La solidarité de Taksim est également l'une de ces mobilisations de base qui s'est créée pour lutter contre la privatisation des espaces urbains communs, la gentrification, le redéveloppement urbain axé sur la spéculation, la discrimination et la marginalisation. Il s'agit d'une organisation établie pour défendre les biens communs, s'approprier la place de Taksim et son environnement (y compris le parc de Gezi qui s'y trouvait), et prévenir toutes les interventions capitalistes probables dans l'espace public urbain. Il y a eu une série de projets d'interventions auxquels ils se sont opposés : la construction d'une grande mosquée sur la place, la reconstruction du centre culturel Atatürk, et la destruction du parc de Gezi et la construction d'un centre commercial avec l'architecture d'un bâtiment militaire de la période ottomane, la modification des lignes de transport dans le quartier de Taksim. Ces interventions visaient à conquérir une zone urbaine très spécifique et symbolique, à plus d'un titre: Taksim est d'une part un espace de lutte et de commémoration du mouvement ouvrier, de l'autre, elle a été construite en 1928 autour d'un monument qui faisait allusion à la guerre d'indépendance, à Atatürk et à ses compagnons de route. Ainsi, depuis le début de la République, la place Taksim est devenue un lieu symbolique non pas uniquement pour les habitants d'İstanbul, mais pour l'ensemble de la société.  Il était évident que ces projets signifiaient une attaque de l'AKP contre les symboles de la République et de la gauche. 

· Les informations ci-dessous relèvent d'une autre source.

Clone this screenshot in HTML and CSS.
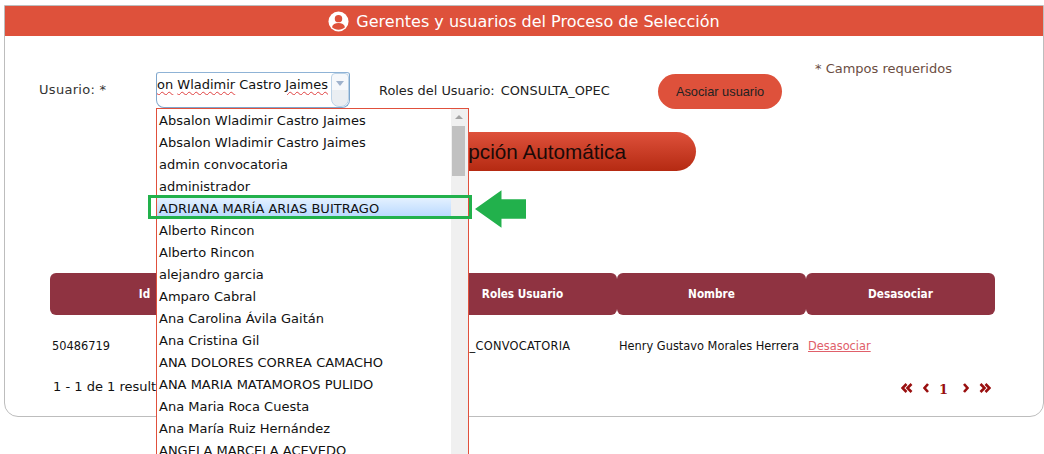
FILE: index.html
```html
<!DOCTYPE html>
<html lang="es">
<head>
<meta charset="utf-8">
<title>Gerentes y usuarios</title>
<link rel="stylesheet" href="styles.css">
</head>
<body>
<section class="panel">
  <h1 class="panel-title">
    <svg class="title-icon" viewBox="0 0 22 22" aria-hidden="true">
      <circle cx="11" cy="11" r="10.5" fill="#fff"/>
      <circle cx="11" cy="8" r="3.9" fill="#de513b"/>
      <path d="M4.2 17c.6-3 3.3-4.3 6.8-4.3s6.200 1.300 6.800 4.300c-1.700 1.700-4.100 2.600-6.800 2.600s-5.100-.9-6.800-2.600z" fill="#de513b"/>
    </svg>
    <span>Gerentes y usuarios del Proceso de Selección</span>
  </h1>

  <div class="form-row">
    <label class="user-label">Usuario: *</label>
    <div class="combo">
      <div class="combo-text"><span class="misspelt">Absalon</span> <span class="misspelt">Wladimir</span> Castro <span class="misspelt">Jaimes</span></div>
      <div class="combo-btn"><i class="combo-arrow"></i></div>
    </div>
    <div class="roles"><span>Roles del Usuario:</span> <span>CONSULTA_OPEC</span></div>
    <button class="btn-assoc" type="button">Asociar usuario</button>
    <div class="required">* Campos requeridos</div>
  </div>

  <div class="auto-row">
    <button class="btn-auto" type="button">Recepción Automática</button>
  </div>

  <div class="table-wrap">
    <div class="thead">
      <div class="th">Id</div>
      <div class="th">Usuario</div>
      <div class="th">Roles Usuario</div>
      <div class="th">Nombre</div>
      <div class="th">Desasociar</div>
    </div>
    <div class="trow">
      <div class="td">50486719</div>
      <div class="td">hmorales</div>
      <div class="td td-role">ADMIN_CONVOCATORIA</div>
      <div class="td">Henry Gustavo Morales Herrera</div>
      <div class="td"><a class="unlink" href="#">Desasociar</a></div>
    </div>
  </div>

  <div class="table-foot">
    <div class="count">1 - 1 de 1 resultados</div>
    <nav class="pager">
      <svg class="pg-icon dbl" viewBox="0 0 12 10" aria-hidden="true"><path d="M5.500 1 1.500 5l4 4M10.500 1l-4 4 4 4"/></svg>
      <svg class="pg-icon sgl" viewBox="0 0 6 10" aria-hidden="true"><path d="M5 1 1.500 5 5 9"/></svg>
      <b class="pg-num">1</b>
      <svg class="pg-icon sgl" viewBox="0 0 6 10" aria-hidden="true"><path d="M1 1l3.500 4L1 9"/></svg>
      <svg class="pg-icon dbl" viewBox="0 0 12 10" aria-hidden="true"><path d="M1.500 1l4 4-4 4M6.500 1l4 4-4 4"/></svg>
    </nav>
  </div>
</section>

<div class="listbox">
  <ul class="options">
    <li>Absalon Wladimir Castro Jaimes</li>
    <li>Absalon Wladimir Castro Jaimes</li>
    <li>admin convocatoria</li>
    <li>administrador</li>
    <li class="hover">ADRIANA MARÍA ARIAS BUITRAGO</li>
    <li>Alberto Rincon</li>
    <li>Alberto Rincon</li>
    <li>alejandro garcia</li>
    <li>Amparo Cabral</li>
    <li>Ana Carolina Ávila Gaitán</li>
    <li>Ana Cristina Gil</li>
    <li>ANA DOLORES CORREA CAMACHO</li>
    <li>ANA MARIA MATAMOROS PULIDO</li>
    <li>Ana Maria Roca Cuesta</li>
    <li>Ana María Ruiz Hernández</li>
    <li>ANGELA MARCELA ACEVEDO</li>
  </ul>
  <div class="scrollbar">
    <i class="sb-up"></i>
    <i class="sb-thumb"></i>
  </div>
</div>

<div class="mark-box"></div>
<svg class="mark-arrow" viewBox="0 0 52 38" aria-hidden="true">
  <path d="M0 19 27 0V9H52V29H27V38z" fill="#22b14c"/>
</svg>
</body>
</html>
```
FILE: styles.css
```css
* { box-sizing: border-box; }

html, body {
  margin: 0;
  height: 454px;
  overflow: hidden;
  background: #fff;
}

body {
  position: relative;
  padding: 5px 0 0 4px;
  font-family: "DejaVu Sans", Verdana, sans-serif;
  color: #111;
}

.panel {
  width: 1040px;
  height: 412px;
  border: 1px solid #bdbdbd;
  border-radius: 0 0 14px 14px;
}

.panel-title {
  display: flex;
  align-items: center;
  justify-content: center;
  gap: 7px;
  height: 30px;
  margin: 0;
  background: #de513b;
  color: #fff;
  font-size: 16px;
  font-weight: 400;
}

.title-icon { width: 21px; height: 21px; }

.form-row {
  display: flex;
  align-items: flex-start;
  height: 96px;
  padding: 36px 0 0 34px;
  font-size: 13px;
}

.user-label {
  width: 117px;
  padding-top: 10px;
  font-size: 13px;
  letter-spacing: .3px;
  color: #333;
}

.combo {
  display: flex;
  align-items: flex-start;
  width: 194px;
  height: 36px;
  border: 1px solid #7ea6cc;
  border-top-color: #8fb3d6;
  border-radius: 3px 3px 8px 8px;
  background: #fff;
  overflow: hidden;
}

.combo-text {
  display: flex;
  justify-content: flex-end;
  gap: 4px;
  flex: none;
  width: 171px;
  margin-top: 2px;
  overflow: hidden;
  white-space: nowrap;
  font-size: 13px;
  line-height: 20px;
}

.misspelt {
  flex: none;
  text-decoration: underline wavy #e04040 1px;
  text-underline-offset: 2px;
}

.combo-btn {
  display: flex;
  justify-content: center;
  flex: none;
  width: 18px;
  height: 34px;
  margin-left: 3px;
  padding-top: 7px;
  border: 1px solid #bcd2e6;
  border-radius: 4px 4px 8px 8px;
  background: linear-gradient(#f6f8fb 0 50%, #eaeef2 50% 100%);
}

.combo-arrow {
  width: 0;
  height: 0;
  border-left: 4px solid transparent;
  border-right: 4px solid transparent;
  border-top: 5px solid #9fb2cc;
}

.roles {
  display: flex;
  gap: 6px;
  width: 279px;
  margin-left: 29px;
  padding-top: 11px;
  font-size: 12.900px;
  color: #222;
}

.btn-assoc {
  width: 124px;
  height: 35px;
  margin-top: 2px;
  border: 0;
  border-radius: 18px;
  background: #de513b;
  color: #222;
  font-family: "Liberation Sans", Arial, sans-serif;
  font-size: 12.800px;
}

.required {
  margin: -11px 0 0 33px;
  font-size: 13px;
  color: #6b4d42;
}

.auto-row {
  height: 141px;
  padding-left: 352px;
}

.btn-auto {
  display: block;
  width: 339px;
  height: 39px;
  padding: 0 7px 0 0;
  border: 0;
  border-radius: 20px;
  background: linear-gradient(#de513b, #b52a12);
  color: #1a0a08;
  font-family: "Liberation Sans", Arial, sans-serif;
  font-size: 20.700px;
}

.table-wrap { width: 945px; margin-left: 45px; }

.thead {
  display: grid;
  grid-template-columns: repeat(5, 1fr);
  height: 42px;
}

.th {
  display: flex;
  align-items: center;
  justify-content: center;
  border-radius: 6px;
  background: #8f3341;
  color: #fff;
  font-family: "DejaVu Sans Condensed", "DejaVu Sans", sans-serif;
  font-size: 11.700px;
  font-weight: 700;
}

.trow {
  display: grid;
  grid-template-columns: repeat(5, 1fr);
  align-items: center;
  height: 60px;
  padding-top: 2px;
  font-size: 11.400px;
  color: #111;
}

.td { padding-left: 2px; white-space: nowrap; }
.td-role { letter-spacing: .25px; }

.unlink { color: #e0606a; }

.table-foot {
  display: flex;
  align-items: flex-start;
  justify-content: space-between;
  width: 938px;
  margin-left: 48px;
}

.count { padding-top: 4px; font-size: 13px; color: #111; }

.pager {
  display: flex;
  align-items: center;
  gap: 10px;
  padding-top: 2px;
}

.pg-icon {
  height: 10px;
  fill: none;
  stroke: #990f0f;
  stroke-width: 2.600;
}
.pg-icon.dbl { width: 12px; }
.pg-icon.sgl { width: 6px; }

.pg-num {
  margin-right: 5px;
  padding-top: 5px;
  font-family: "DejaVu Serif", serif;
  font-size: 13px;
  line-height: 16px;
  color: #990f0f;
}

.listbox {
  position: absolute;
  left: 156px;
  top: 108px;
  display: flex;
  width: 313px;
  height: 346px;
  border: 1px solid #e0503c;
  border-bottom: 0;
  background: #fff;
  overflow: hidden;
}

.options {
  flex: 1;
  margin: 0;
  padding: 0;
  list-style: none;
  font-size: 13px;
  color: #111;
}

.options li {
  height: 22px;
  padding-left: 2px;
  line-height: 24px;
  white-space: nowrap;
}

.options li.hover {
  background: linear-gradient(#e6f2ff, #b4d6ff);
}

.scrollbar {
  position: relative;
  flex: none;
  width: 17px;
  background: #f0f0f0;
}

.sb-up {
  position: absolute;
  left: 4px;
  top: 6px;
  border-left: 4px solid transparent;
  border-right: 4px solid transparent;
  border-bottom: 4px solid #a3a3a3;
}

.sb-thumb {
  position: absolute;
  left: 1px;
  top: 17px;
  width: 13px;
  height: 50px;
  background: #c1c1c1;
}

.mark-box {
  position: absolute;
  left: 148px;
  top: 195px;
  width: 324px;
  height: 24px;
  border: 3px solid #22b14c;
}

.mark-arrow {
  position: absolute;
  left: 475px;
  top: 190px;
  width: 51px;
  height: 38px;
}
```
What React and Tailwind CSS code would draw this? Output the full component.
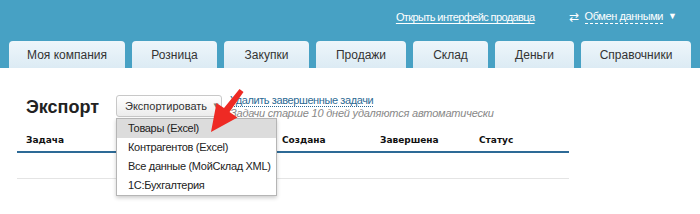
import { useState } from "react";

const tabs = [
  { name: "Моя компания", w: "w-[116px]" },
  { name: "Розница", w: "w-[85px]" },
  { name: "Закупки", w: "w-[85px]" },
  { name: "Продажи", w: "w-[90px]" },
  { name: "Склад", w: "w-[75px]" },
  { name: "Деньги", w: "w-[79px]" },
  { name: "Справочники", w: "w-[110px]" },
];

const menuItems = [
  "Товары (Excel)",
  "Контрагентов (Excel)",
  "Все данные (МойСклад XML)",
  "1С:Бухгалтерия",
];

function App() {
  const [active] = useState(0);

  return (
    <div className="relative w-[700px] h-[214px] bg-white overflow-hidden font-['Liberation_Sans',Arial,sans-serif]">
      {/* header */}
      <div className="h-[68px] bg-[#47a1c4] flex flex-col">
        <div className="h-[41px] flex items-start justify-end pt-[9px] pr-[23px] text-white text-[11px]">
          <a className="underline underline-offset-2 tracking-[-0.6px]">Открыть интерфейс продавца</a>
          <div className="ml-[34px] flex items-center">
            <span className="text-[12px] leading-none mr-[6px]">⇄</span>
            <span className="border-b border-dashed border-white leading-[14px] tracking-[-0.4px]">Обмен данными</span>
            <span className="ml-[5px] text-[9px]">▼</span>
          </div>
        </div>
        <div className="flex items-end gap-[7px] pl-[9px] h-[27px]">
          {tabs.map((t) => (
            <div
              key={t.name}
              className={`${t.w} h-[27px] rounded-t-[4px] bg-gradient-to-b from-[#eef6fb] to-[#dcebf4] flex items-center justify-center text-[12px] text-[#333]`}
            >
              {t.name}
            </div>
          ))}
        </div>
      </div>

      {/* content */}
      <div className="pl-[17px] w-[569px]">
        <div className="flex items-start pt-[27px] h-[63px]">
          <h1 className="ml-[9px] mt-[1px] text-[18px] font-bold text-[#222] leading-[22px] w-[90px]">Экспорт</h1>
          <button className="h-[22px] w-[106px] border border-[#c8c8c8] rounded-[3px] bg-gradient-to-b from-white to-[#ececec] flex items-center pl-[8px] text-[11px] text-[#333] whitespace-nowrap">
            Экспортировать
            <span className="ml-[5px] text-[8px] text-[#777]">▼</span>
          </button>
          <div className="ml-[8px] -mt-[1px] flex flex-col text-[11px] leading-[12px] whitespace-nowrap">
            <a className="text-[#2c6a94] border-b border-dotted border-[#2c6a94] self-start leading-[12px] tracking-[-0.4px]">Удалить завершенные задачи</a>
            <span className="italic text-[#888] tracking-[-0.2px]">Задачи старше 10 дней удаляются автоматически</span>
          </div>
        </div>
        <div className="flex items-center h-[20px] text-[9px] font-bold text-[#111] font-['DejaVu_Sans',Verdana,sans-serif]">
          <span className="ml-[9px] w-[256px]">Задача</span>
          <span className="w-[98px]">Создана</span>
          <span className="w-[99px]">Завершена</span>
          <span>Статус</span>
        </div>
        <div className="h-[2px] bg-[#2d6a96]" />
        <div className="h-[25px]" />
        <div className="h-[1px] bg-[#e4e4e4]" />
      </div>

      {/* dropdown menu */}
      <div className="absolute left-[116px] top-[118px] w-[161px] bg-white border border-[#b5b5b5] shadow-[0_2px_4px_rgba(0,0,0,0.2)] text-[11px] text-[#222] whitespace-nowrap tracking-[-0.3px]">
        {menuItems.map((m, i) => (
          <div
            key={m}
            className={`h-[19px] flex items-center pl-[11px] ${i === active ? "bg-[#dcdcdc]" : ""}`}
          >
            {m}
          </div>
        ))}
      </div>

      {/* red arrow */}
      <svg className="absolute left-0 top-0" width="700" height="214" viewBox="0 0 700 214">
        <polygon
          points="211,132 216.5,103 224,108 239.5,89 243.5,92 229.5,112 237.5,117.5"
          fill="#ee2a24"
        />
      </svg>
    </div>
  );
}

export default App;
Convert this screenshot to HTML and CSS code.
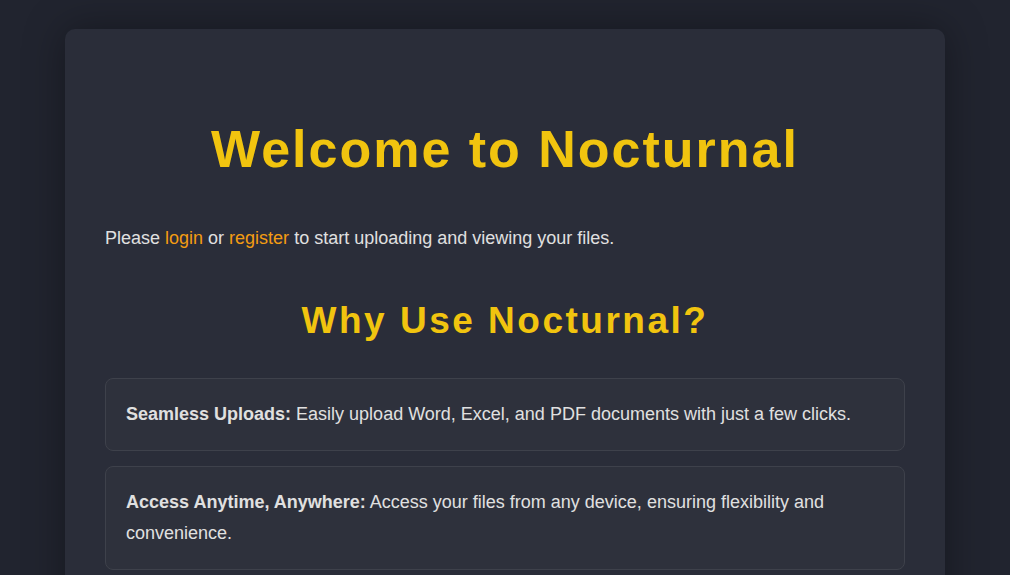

 La solidarité de Taksim s’est créée comme association de syndicats, de collectifs, de chambres et d'autres réseaux qui prenaient part à une lutte pour l'espace public, contre ces projets. On y a étudié les questions administratives de cette zone, mené un combat juridique pour l'annulation de certains projets d'aménagement. L’association poursuit toujours sa lutte de nos jours.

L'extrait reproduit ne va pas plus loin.